Hi everyone! As you all know we are reading the Poisonwood Bible. In class we took "A Walk" around the campus. During this walk we had to envision oursleves as one of the characters in the book. My group was assigned Nathan. Nathan is the father of Rachel, Leah, ADah, and Ruth May. He also the husband of Orleanna. My interpretation of Nathan's voice goes something like this:
As I stepped out of my car I took in the humongous campus before me. At first it astounded and awed me but then it slowly ate away and intimidated me; until I was nothing but a puddle of mud. This campus reminded me of the towering rainforest back in the Congo. It frightens me, dark memories flash into my mind of the dangers and threats that we encountered there. That dark jungle of everlasting fear and sorrow. I've never spoke these words to my family. For the man of the family is supposed to be strong and fearless. They'll never know the pain I've felt, They'll never know the frustration I've passed, They'll never know the real reason i dragged them to the Congo.

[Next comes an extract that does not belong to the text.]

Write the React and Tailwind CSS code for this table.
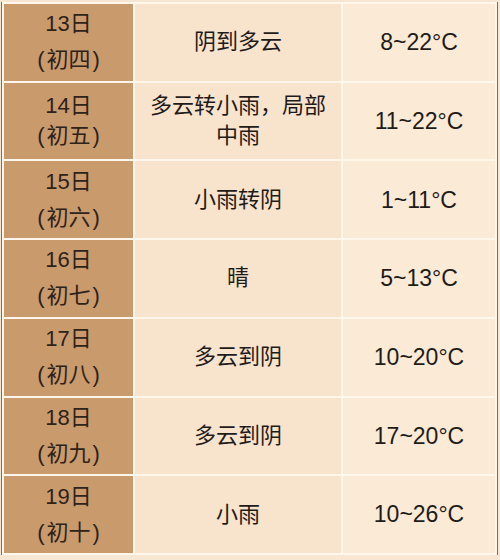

I walked across the road,unto the cool white pavement. I noticed how the plants thrive for the natural sunlight of the island. I breath in the faint and lingering fragrance of the plumeria flowers. I continue walking, walking towards all of the lounging students. They remind me of the animals of the Congo. On a hot and humid day the forest animals would shelter under the plants and maybe walk to the nearest river to take a sip of water. These students remind me of them. Slowly walking, or laying on the ground, exhausted from the monotonous school work and classes.
I walk by them and focus on the purpose of my visit. I strolled onward, not stopping to pay attention to my other surroundings. I walked across a grassy field that was invaded with small children playing soccer. I remember when Rachel and Leah were young. Always running about and playing with eachother. Unfortuately god had other plans for my other daughter. Adah was a mistake. I believe God was trying to send us a message. This message was one of most challenging tests god had set upon me. It was as if he was testing my faith in him, testing my commitment to him and his teachings.
I look ahead and there it is. I finally see my destination. This place is calling out to me. Entranced by it's beauty, I walk up th steps of the chapel. I peer into the never ending depths of the green lilly pond. Colorful Koi swim by in a graceful and fluid motion. These simple fish remind me of all of gods wonderful creations. I sit on the chapel pews and ponder gods purpose for me. I remeber the days in Congo when I tried to spread the word of god to the Congolese people. My efforts were in truth unappreciated. I embraced the people with the forgivness and love that god woud have shown them, but they pushed me away. Yelling and taunting at my family. Thankfully all of that is in the past and now I can start a new in a different place.